If Trudeau’s worst case scenario happens, and his government is tied up in court with conservative premiers over this carbon tax, he now has the Trump card… he can say to Jason Kenney, “enact my carbon tax or pay a massive toll to use the federal government’s Trans Mountain pipeline.” Checkmate.
With the Trans Mountain pipeline soon to be owned by the Feds, $50 per tonne carbon tax by 2022 is all but a guarantee.
Trudeau has solidified his carbon tax, but Canada is in trouble. Q1 GDP came in at a measly 1.3% (US was 2.2%), nearly $40 billion in foreign investment has left the country in two years, and Trumpenomics is crushing Canada’s competitiveness.
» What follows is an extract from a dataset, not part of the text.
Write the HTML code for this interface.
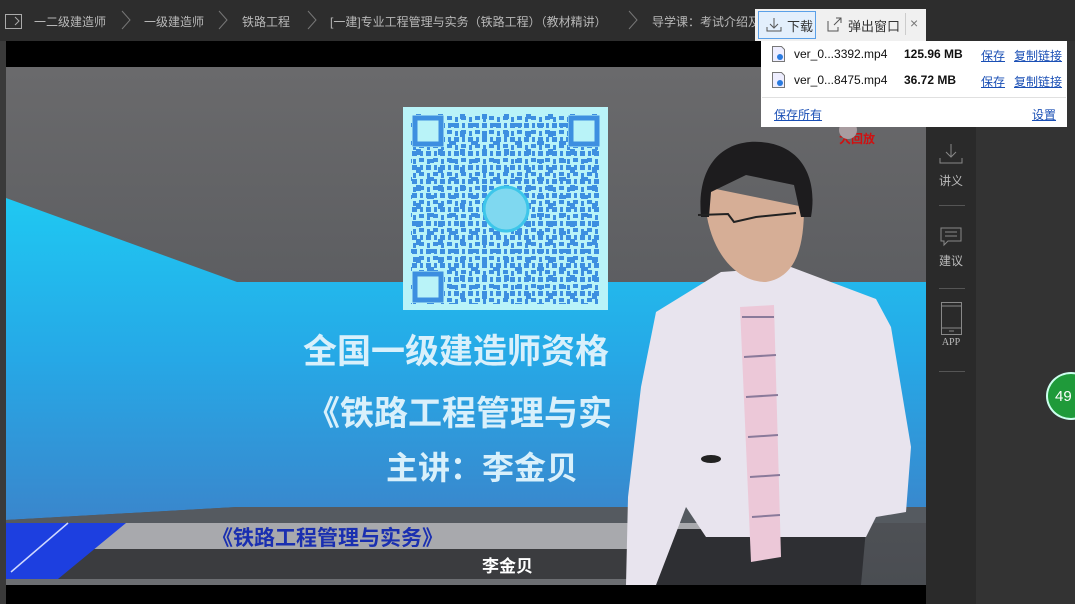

The Financial Post reported in April of this year about Dave McKay’s, CEO of Canada’s largest bank RBC, thoughts,
“McKay told The Canadian Press that a “significant” investment exodus to the U.S. is already underway, especially in the energy and clean-technology sectors.”
BNN Bloomberg reported last week “The head of Toronto-Dominion Bank said he worries uncertainty about trade, housing and competitiveness will weigh on Canada’s economic outlook.”
Adding to Trudeau’s economic challenges, Trump announced tariffs on Canadian steel and aluminium this past Thursday. It is a game changer in relations between the two countries and has started what could be a trade war. The Canadian federal government responded with retaliatory tariffs of its own. Rightly so, Trudeau held a press conference decrying the duties of the Trump administration, stating the American tariffs “are totally unacceptable. For one hundred fifty years, Canada has been the United States’ most steadfast ally.”
Just what this country needs: A trade war with its biggest customer. Don’t think Trump wouldn’t put tariffs on Canadian oil. The US is now the biggest producer of oil in the world; and as of two years ago, America is an exporter of black gold.
With the nationalization of the Trans Mountain pipeline, Trudeau secured the carbon tax, no doubt. However, he’s got a significant economic challenge on his hands now, both domestically and abroad.